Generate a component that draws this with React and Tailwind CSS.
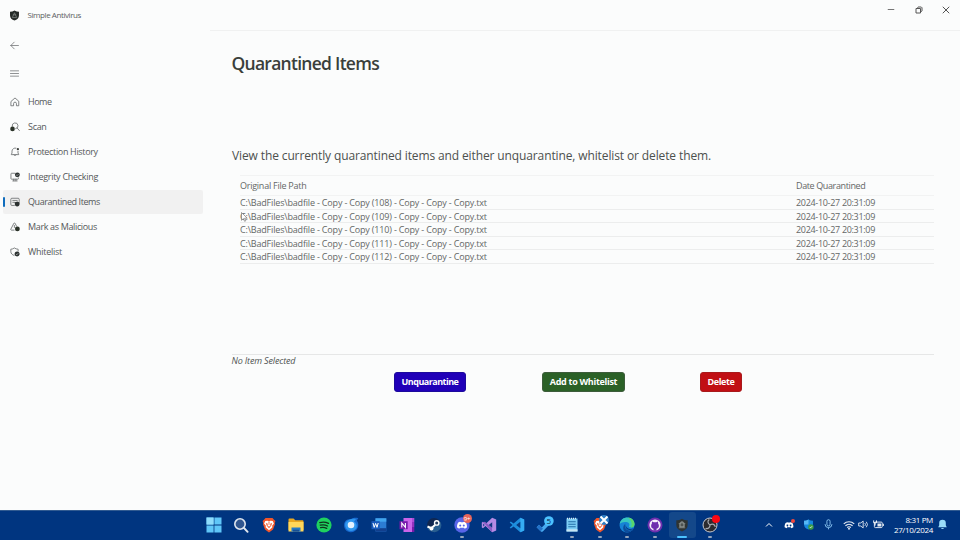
import React from "react";

const S = ({ size = 16, vb = 16, children, className = "" }) => (
  <svg width={size} height={size} viewBox={`0 0 ${vb} ${vb}`} fill="none" className={"shrink-0 " + className}>
    {children}
  </svg>
);

const ShieldPath = "M8 .8C10 2.1 12.200 2.700 14.500 2.700V8c0 3.700-2.700 6-6.500 7.300C4.200 14 1.500 11.700 1.500 8V2.700C3.800 2.700 6 2.100 8 .8z";

const line = { stroke: "#686b6d", strokeWidth: 1.3, strokeLinecap: "round", strokeLinejoin: "round" };

const navIcons = {
  home: (
    <S size={10}><path d="M2 6.800 8 1.500l6 5.300V14H10.300v-3.500a2.300 2.300 0 0 0-4.600 0V14H2z" {...line} /></S>
  ),
  scan: (
    <S size={10}>
      <path d="M3.500 7A4.700 4.700 0 1 1 9 10.800M11.300 9.500l3.700 4.200" {...line} />
      <circle cx="4" cy="11" r="3.700" fill="#2b3329" />
    </S>
  ),
  bell: (
    <S size={10}>
      <path d="M9.500 1.800A5 5 0 0 0 3.200 6.500v3L2 12.200h12L12.800 9.500V7M6.200 12.500a2 2 0 0 0 3.600 0" {...line} />
      <circle cx="12.600" cy="3.500" r="1.800" fill="#3b3f3b" />
    </S>
  ),
  integrity: (
    <S size={10}>
      <path d="M8 2H2.500a1 1 0 0 0-1 1v7.500a1 1 0 0 0 1 1h10a1 1 0 0 0 1-1V9.500M6 11.500V14M9.500 11.500V14M4.500 14.300h7" {...line} />
      <circle cx="11.800" cy="4.500" r="3.900" fill="#2b3030" />
      <path d="m10 4.600 1.400 1.300 2.200-2.600" stroke="#c9cccb" strokeWidth="1" />
    </S>
  ),
  quarantine: (
    <S size={10}>
      <path d="M7 13.500H3A1.700 1.700 0 0 1 1.300 11.800V3.700A1.700 1.700 0 0 1 3 2h10a1.700 1.700 0 0 1 1.700 1.700V7M4.500 5.500h7M4.500 8.500h3" {...line} />
      <path d="M11.500 7.200c1.200.8 2.400 1 3.800 1v2.800c0 2.200-1.400 3.500-3.800 4.300-2.400-.8-3.800-2.100-3.800-4.300V8.200c1.400 0 2.600-.2 3.800-1z" fill="#2b3030" />
    </S>
  ),
  mark: (
    <S size={10}>
      <path d="M6.500 13H2.200a1 1 0 0 1-.9-1.500L6.200 2a1 1 0 0 1 1.800 0l2.500 4.700M7 5.500v3.300" {...line} />
      <circle cx="11.800" cy="11" r="3.900" fill="#2b3329" />
    </S>
  ),
  whitelist: (
    <S size={10}>
      <path d="M6.500 13.500C3.500 12.500 1.300 10.500 1.300 7V3.500c2.200 0 4-.7 5.700-2 1.700 1.300 3.800 2 6 2v3" {...line} />
      <circle cx="11.300" cy="11" r="4" fill="#2b3030" />
      <path d="m9.500 11.200 1.400 1.300 2.300-2.700" stroke="#c9cccb" strokeWidth="1" />
    </S>
  ),
};

const nav = [
  ["home", "Home", "tracking-[-0.500px]"],
  ["scan", "Scan", "tracking-[-0.300px]"],
  ["bell", "Protection History", "tracking-[-0.340px]"],
  ["integrity", "Integrity Checking", "tracking-[-0.280px]"],
  ["quarantine", "Quarantined Items", "tracking-[-0.420px]"],
  ["mark", "Mark as Malicious", "tracking-[-0.350px]"],
  ["whitelist", "Whitelist", "tracking-[-0.260px]"],
];

const rows = [108, 109, 110, 111, 112];

const BraveShape = () => (
  <>
    <path d="M4.500 1h7l1.500 1.700 1.400 1.200-.7 2 .3 1.300-2 5.300L8 15.600 4 12.500 2 7.200l.3-1.300-.7-2L3 2.700z" fill="#f1562b" />
    <path d="M4.300 4 6.500 3.800 8 4.300l1.500-.5 2.200.2 1.200 2.500-1.800 2.200.3 1.500L8 13.300l-3.400-3.100.3-1.500-1.800-2.200z" fill="#fff" />
    <path d="m4.800 6 2 .7-.3 1.700L8 9.800l1.500-1.400-.3-1.700 2-.7-1 2.800L8 11.300 5.800 8.800zM7.500 4.500h1L8.300 8h-.6z" fill="#f1562b" />
  </>
);
const DiscordFace = ({ fill = "#fff" }) => (
  <path fillRule="evenodd" fill={fill} d="M5.500 4.300 7 4.800h2l1.500-.5 2 .9c1.200 1.900 1.500 3.800 1.300 5.800l-2.600 1.300-.8-1.200H5.600l-.8 1.200L2.200 11C2 9 2.300 7.100 3.500 5.200zM5.900 7.300a1.150 1.250 0 1 0 .01 0zM10.100 7.300a1.150 1.250 0 1 0 .01 0z" />
);

const apps = [
  { n: "start", el: <S><path d="M.5.500H7.600V7.600H.5zM8.400.500h7.100V7.600H8.400zM.5 8.400H7.600v7.100H.5zM8.400 8.400h7.100v7.100H8.400z" fill="#5fc6f8" /><path d="M.5.500H7.600V7.600H.5z" fill="#8fdcfb" /></S> },
  { n: "search", el: <S><circle cx="7" cy="7" r="5.200" fill="#30568f" stroke="#dfe6ee" strokeWidth="1.600" /><path d="m11 11 3.600 3.800" stroke="#dfe6ee" strokeWidth="1.900" strokeLinecap="round" /></S> },
  { n: "brave", el: <S><BraveShape /></S> },
  { n: "files", el: <S><path d="M.5 2.500Q.500 1.500 1.500 1.500H5.500L7.300 3.200H14.500q1 0 1 1V13H.5z" fill="#e9a820" /><path d="M.5 5H15.500v9.500H.5z" fill="#ffd75a" /><path d="M3.500 10.500h9v4h-9z" fill="#2479c4" /><path d="M5 12.700h6v1.800H5z" fill="#174f95" /></S> },
  { n: "spotify", el: <S><circle cx="8" cy="8" r="7.600" fill="#1fd15f" /><path d="M3.800 5.600c3-.9 6.200-.6 8.700.8M4.200 8.200c2.600-.7 5.200-.4 7.400.8M4.600 10.600c2.200-.5 4.200-.3 6.100.8" stroke="#10331d" strokeWidth="1.300" strokeLinecap="round" /></S> },
  { n: "thunderbird", el: <S><path d="M1.200 6.500C2 3 5 1.600 8 2.300 10 .800 13 .500 15.300 1.300L13.800 3.500c1.700 2 2 5 .8 7.500-1.500 3.300-5 4.700-8.300 4C2.500 14.200.500 10.500 1.200 6.500z" fill="#1769cf" /><path d="M2.500 5.500C5 2 9 1 13 2L11 4.500c2.500 1.500 3.300 4 2.500 6.500-1.500 2.500-5 3.500-8 2.500-3-1.500-4-5-3-8z" fill="#2f97ef" /><circle cx="8" cy="8" r="3.300" fill="#e3f1fe" /></S> },
  { n: "word", el: <S><path d="M4.500 1.300h10.800v13.200H4.500z" fill="#2b7cd3" /><path d="M4.500 1.300h10.800v3.400H4.500z" fill="#41a5ee" /><path d="M4.500 11.200h10.800v3.300H4.500z" fill="#123f8d" /><path d="M.5 4.200h8.200v8H.5z" fill="#185abd" /><path d="m2 6 1.200 4.400L4.600 6.400 6 10.400 7.200 6" stroke="#fff" strokeWidth="1" /></S> },
  { n: "onenote", el: <S><path d="M4.500 1h9.500v14H4.500z" fill="#ca64ea" /><path d="M13 1h2.300v4H13z" fill="#ae4bd5" /><path d="M13 5h2.300v5H13z" fill="#9332bf" /><path d="M13 10h2.300v5H13z" fill="#7719aa" /><path d="M.5 4.200h8.200v8H.5z" fill="#7719aa" /><path d="M2.800 10.400V6l3.600 4.400V6" stroke="#fff" strokeWidth="1.100" /></S> },
  { n: "steam", el: <S><circle cx="8" cy="8" r="7" fill="#102750" /><path d="M1 9.500 5.500 11 9 8l1.500-3.500L14.500 5a7 7 0 0 1-8.500 9.800A7 7 0 0 1 1 9.500z" fill="#285e91" /><path d="m1.500 9.500 3.800 1.700L9 8" stroke="#fff" strokeWidth="2" /><circle cx="5.500" cy="11.500" r="2" fill="#fff" /><circle cx="10.700" cy="5.900" r="2.900" fill="#fff" /><circle cx="10.700" cy="5.900" r="1.500" fill="#223c60" /></S> },
  { n: "discord", run: true, badge: "9+", el: <S><circle cx="8" cy="8" r="7.700" fill="#5765e9" /><g transform="translate(1.200 1.200) scale(.85)"><DiscordFace /></g></S> },
  { n: "vs", el: <S><path d="m11.200.8 4 1.800v10.800l-4 1.800L4.500 9.100 2 11.200.8 10.500v-5L2 4.800l2.500 2.100z" fill="#b68be4" /><path d="M.8 5.500 2 4.800l9.200 10.400-.2-4.400L4 4.800z" fill="#8a5bc4" /><path d="M11.200 5.200v5.600L7.700 8zM2.200 6.500v3L3.700 8z" fill="#123a82" /></S> },
  { n: "vscode", el: <S><path d="m11.300.8 3.900 1.700v11L11.300 15.200 4.600 9.500 1.800 11.500.7 10.600 3.500 8 .7 5.400l1.100-.9 2.800 2z" fill="#1e8fdd" /><path d="M11.300.800 15.200 2.500v11L11.300 15.200z" fill="#35adf3" /><path d="M11.300 4.800v6.400L7.200 8z" fill="#063a80" /></S> },
  { n: "todo", el: <S size={18} vb={18}><path d="m1.800 10 4 4L12.500 7" stroke="#48aaf0" strokeWidth="3.400" strokeLinejoin="round" /><path d="m1.800 10 4 4" stroke="#2371c8" strokeWidth="3.400" /><circle cx="12.900" cy="5" r="4.800" fill="#4cc2ff" /><text x="12.900" y="7.900" textAnchor="middle" fontSize="8" fontFamily="Open Sans, sans-serif" fill="#0b2447">5</text></S> },
  { n: "notepad", run: true, el: <S><path d="M2.500 1.500h11v13h-11z" fill="#7ccdf4" /><path d="M2.500 12.300h11v2.200h-11z" fill="#c6e6f4" /><path d="M3 1.500h10" stroke="#d7eef8" strokeWidth="1.400" strokeDasharray="1 1" /><path d="M4.300 4.700h7.400M4.300 7.200h7.400M4.300 9.700h7.400" stroke="#226fa7" strokeWidth="1.100" /></S> },
  { n: "brave2", run: true, el: <div className="relative"><S><BraveShape /></S><svg width="10" height="10" viewBox="0 0 10 10" className="absolute -right-[1px] -top-[2px]"><circle cx="5" cy="5" r="4.900" fill="#2f7fc5" /><path d="m1.500 1.500 7 7M8.500 1.500l-7 7" stroke="#fff" strokeWidth="2" /></svg></div> },
  { n: "edge", run: true, el: <S><circle cx="8" cy="8" r="7.500" fill="#1683d5" /><path d="M.7 6.800C1.500 2.500 5 .500 8.300.500c4.400 0 7.300 3.300 7.200 6.700 0 2-1.600 3.300-3.500 3.300-1.800 0-2.500-.8-1.800-1.700.8-1.300-.2-3.500-2.800-3.800C4.600 4.600 2 5.500.7 6.800z" fill="#39c6c0" /><path d="M9 .600c4 .3 6.600 3.300 6.500 6.600 0 2-1.600 3.300-3.500 3.300 1.500-3.500.5-7-3-9.900z" fill="#59d66b" /><path d="M6.700 6.500c-2 2.500-.4 6.700 3.600 6.900 1.500 0 3-.5 4-1.400A7.500 7.500 0 0 1 6.500 15.300C3.500 13.500 3.300 8.500 6.700 6.500z" fill="#0d4c9b" /><path d="M7 7.500c-.5 2 1 4.500 4.500 4.500 1.300 0 2.400-.3 3.200-.7-.8.900-2.200 1.600-4 1.600-3.500 0-5-3-3.700-5.400z" fill="#063a80" /></S> },
  { n: "github", run: true, el: <S><circle cx="8" cy="8" r="7.500" fill="#6e2fae" /><circle cx="8" cy="8" r="5.600" fill="#f4effa" /><path d="M6.500 13.800v-2C4.500 11.500 3.900 9.800 4.200 8c.1-.7.400-1.100.7-1.500L5 4.500l1.700.8h2.600L11 4.500l.1 2c.400.4.6.8.7 1.500.3 1.800-.3 3.500-2.300 3.800v2z" fill="#6e2fae" /></S> },
  { n: "antivirus", run: true, active: true, el: <S size={14}><path d={ShieldPath} fill="#2f3432" /><path d="M8 4.200c1.500 0 2.600 1.200 2.600 2.800v3.500H5.400V7c0-1.600 1.100-2.800 2.600-2.800zM4.300 11.200h7.400M4.200 6.500h7.600" fill="#858b89" stroke="#858b89" strokeWidth=".9" /><path d="M8 5.500v4M6.300 8h3.400" stroke="#2f3432" strokeWidth=".9" /></S> },
  { n: "obs", run: true, dot: true, el: <S><circle cx="8" cy="8" r="7" fill="#2c2b2f" stroke="#c8cad0" strokeWidth="1" /><path d="M8 7.800C5.500 6.500 5.500 4 7 2.800M8.200 7.800c2.400-1.400 4.600-.2 4.900 1.700M8 8c0 2.800-2.200 4.200-4 3.400" stroke="#a9acb2" strokeWidth="1.200" strokeLinecap="round" /></S> },
];

function TitleBar() {
  return (
    <header className="flex h-[30px] shrink-0 items-start">
      <div className="flex h-[30px] flex-1 items-center pl-[9px]">
        <S size={11}><path d={ShieldPath} fill="#252b28" /><path d="M8 4 4.800 11h6.400zM5.500 7h5" stroke="#868c89" strokeWidth="1" /></S>
        <span className="ml-[7.500px] text-[8px] leading-[12px] tracking-[-0.420px] text-[#5c5f61]">Simple Antivirus</span>
      </div>
      <div className="flex h-[19px] items-center">
        <div className="flex w-[27.500px] justify-center"><S size={8}><path d="M1.500 7h13" stroke="#666" strokeWidth="1.800" /></S></div>
        <div className="flex w-[27.500px] justify-center"><S size={8}><path d="M2 5h9v9H2zM5 3.500 6 2h6.500L14 3.500V10l-1.500 1.500" stroke="#555" strokeWidth="2" strokeLinejoin="round" /></S></div>
        <div className="flex w-[27.500px] justify-center"><S size={8}><path d="m1.500 1.500 13 13M14.500 1.500l-13 13" stroke="#555" strokeWidth="2" /></S></div>
      </div>
    </header>
  );
}

function Sidebar() {
  return (
    <aside className="flex w-[203px] shrink-0 flex-col">
      <div className="flex h-[30px] items-center pl-[10px]"><S size={9}><path d="M15 8H1.500M7.500 2 1.500 8l6 6" {...line} /></S></div>
      <div className="flex h-[26px] items-center pl-[10px]"><S size={9}><path d="M.8 3.300h14.400M.8 8h14.400M.8 12.700h14.400" {...line} /></S></div>
      <nav className="mt-[4px] flex flex-col gap-[1px] pl-[3px]">
        {nav.map(([id, label, track]) => (
          <div key={id} className={"flex h-6 items-center rounded-[2px] " + (id === "quarantine" ? "bg-[#f1f1f1]" : "")}>
            <span className={"h-[10px] w-[2px] rounded-full " + (id === "quarantine" ? "bg-[#0f6cbd]" : "")} />
            <span className="ml-[5px] flex w-[10px] justify-center">{navIcons[id]}</span>
            <span className={"ml-2 whitespace-nowrap text-[9px] leading-3 text-[#55585a] " + track}>{label}</span>
          </div>
        ))}
      </nav>
    </aside>
  );
}

function Content() {
  return (
    <main className="flex min-w-0 flex-1 flex-col border-t border-[#f0f1f1] pl-[21.500px] pr-[26px]">
      <h1 className="mt-[20px] whitespace-nowrap text-[17.500px] font-semibold leading-[25px] tracking-[-0.730px] text-[#3a3f3b]">Quarantined Items</h1>
      <p className="mt-[71px] whitespace-nowrap pl-[0.500px] text-[12px] leading-[18px] tracking-[-0.120px] text-[#4c504e]">View the currently quarantined items and either unquarantine, whitelist or delete them.</p>
      <section className="mt-[10px] flex h-[180px] flex-col border-b border-[#e6e7e7]">
        <div className="ml-[8.500px] flex h-[21px] items-center border-y border-[#f2f3f3] pt-[1px] text-[9px] leading-[12px] text-[#646766]">
          <span className="w-[556px]"><span className="tracking-[-0.250px]">Original File Path</span></span>
          <span className="tracking-[-0.380px]">Date Quarantined</span>
        </div>
        {rows.map((n) => (
          <div key={n} className="ml-[8.500px] flex h-[13.500px] items-center border-b border-[#eceded] pt-[2px] text-[9px] leading-[12px] text-[#646766]">
            <span className="relative w-[556px] whitespace-nowrap">
              <span className="tracking-[-0.175px]">C:\BadFiles\badfile - Copy - Copy ({n}) - Copy - Copy - Copy.txt</span>
              {n === 109 && (
                <svg width="7" height="10" viewBox="0 0 7 10" className="absolute left-[1px] top-[1px]"><path d="M.5.5v7.800l1.900-1.700 1.200 2.700 1.200-.5L3.600 6.200h2.600z" fill="#fff" stroke="#777" strokeWidth=".7" /></svg>
              )}
            </span>
            <span className="tracking-[-0.310px]">2024-10-27 20:31:09</span>
          </div>
        ))}
      </section>
      <p className="text-[9px] italic leading-[12px] tracking-[-0.150px] text-[#4f5352]">No Item Selected</p>
      <div className="mt-[5px] flex pl-[162.500px] text-[9px] font-bold leading-[12px] text-white">
        <button className="h-[20px] w-[72px] whitespace-nowrap rounded-[3px] border border-[#1c0a9c] bg-[#2000b8] tracking-[-0.520px]">Unquarantine</button>
        <button className="ml-[76px] h-[20px] w-[83px] whitespace-nowrap rounded-[3px] border border-[#3d5c3b] bg-[#2b6127] tracking-[-0.300px]">Add to Whitelist</button>
        <button className="ml-[75px] h-[20px] w-[42px] whitespace-nowrap rounded-[3px] border border-[#a81a1c] bg-[#c10f14] tracking-[-0.380px]">Delete</button>
      </div>
    </main>
  );
}

function Taskbar() {
  return (
    <footer className="flex h-[30px] shrink-0 items-center border-t border-[#315b91] bg-[#003580] pb-[2px] pl-[199.800px] text-white">
      {apps.map((a) => (
        <div key={a.n} className={"relative flex h-[26px] w-[27.580px] shrink-0 items-center justify-center rounded-[3px] " + (a.active ? "bg-[#14488a]" : "")}>
          {a.el}
          {a.badge && <span className="absolute right-[4px] top-[2.500px] flex h-[9px] w-[9px] items-center justify-center rounded-full bg-[#e8655b] text-[6px] leading-none text-white">{a.badge}</span>}
          {a.dot && <span className="absolute right-[4px] top-[3px] h-[8px] w-[8px] rounded-full bg-[#fb0712]" />}
          {a.run && <span className={"absolute bottom-0 h-[2px] rounded-full " + (a.active ? "w-[10px] bg-[#4cc2ff]" : "w-[4px] bg-[#93a5bd]")} />}
        </div>
      ))}
      <div className="ml-[35.200px] flex items-center">
        <div className="flex w-5 justify-center"><S size={8}><path d="m2 11 6-6 6 6" stroke="#fff" strokeWidth="2" /></S></div>
        <div className="relative flex w-5 justify-center"><S size={12}><DiscordFace /></S><span className="absolute right-[4px] top-[0px] h-1 w-1 rounded-full bg-[#f0473c]" /></div>
        <div className="flex w-5 justify-center"><S size={11}><path d={ShieldPath} fill="#1689df" /><path d="M8 .8V8H1.500V2.700C4 2.700 6 2 8 .8z" fill="#56b8f5" /><circle cx="11.500" cy="11.500" r="4" fill="#3b9b45" /><path d="m9.800 11.600 1.300 1.300 2.200-2.500" stroke="#fff" /></S></div>
        <div className="flex w-5 justify-center"><S size={11}><rect x="5.700" y="1" width="4.600" height="9" rx="2.300" stroke="#8dc9f5" strokeWidth="1.300" /><path d="M3 7.500a5 5 0 0 0 10 0M8 12.500V15" stroke="#8dc9f5" strokeWidth="1.300" /></S></div>
        <div className="ml-[3px] flex w-[14px] justify-center"><S size={12}><path d="M1 6.500a10 10 0 0 1 14 0M3.200 9a7 7 0 0 1 9.600 0M5.500 11.300a4 4 0 0 1 5 0" stroke="#e4eaf2" strokeWidth="1.500" /><circle cx="8" cy="13" r="1.300" fill="#e4eaf2" /></S></div>
        <div className="flex w-[15px] justify-center"><S size={11}><path d="M1 5.800h3L7.500 3v10L4 10.200H1zM10 6a3 3 0 0 1 0 4M12 4a6 6 0 0 1 0 8" stroke="#e4eaf2" strokeWidth="1.300" /></S></div>
        <div className="flex w-[16px] justify-center"><S size={11}><rect x="2" y="4.500" width="11.500" height="8" rx="1.500" stroke="#e4eaf2" strokeWidth="1.400" /><path d="M6.500 6.500h5.500v4.500H6.500zM14.500 7h1.300v3h-1.300z" fill="#e4eaf2" /><path d="M1 2v3.500h4V2M3 5.500v4" stroke="#fff" strokeWidth="1.400" /></S></div>
      </div>
      <div className="flex w-[46px] shrink-0 flex-col items-end whitespace-nowrap text-[8px] leading-[10px] tracking-[-0.340px]"><span>8:31 PM</span><span>27/10/2024</span></div>
      <S size={11} className="ml-[4px]"><path d="M8 1a4.800 4.800 0 0 0-4.800 4.800V9L1.800 12h12.400l-1.400-3V5.800A4.800 4.800 0 0 0 8 1zM5.800 13a2.300 2.300 0 0 0 4.400 0z" fill="#9adcf8" /></S>
    </footer>
  );
}

export default function App() {
  return (
    <div className="flex h-[540px] w-[960px] flex-col overflow-hidden bg-[#fbfcfc] font-['Open_Sans',sans-serif]">
      <TitleBar />
      <div className="flex min-h-0 flex-1">
        <Sidebar />
        <div className="flex min-w-0 flex-1 pl-[7px]">
          <Content />
        </div>
      </div>
      <Taskbar />
    </div>
  );
}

________

**SET EXERCISE**. From the first line above through the line containing "import React from", copy everything exactly, without the pictures.

**TASK SOLUTION**.
Generate a component that draws this with React and Tailwind CSS.
import React from "react";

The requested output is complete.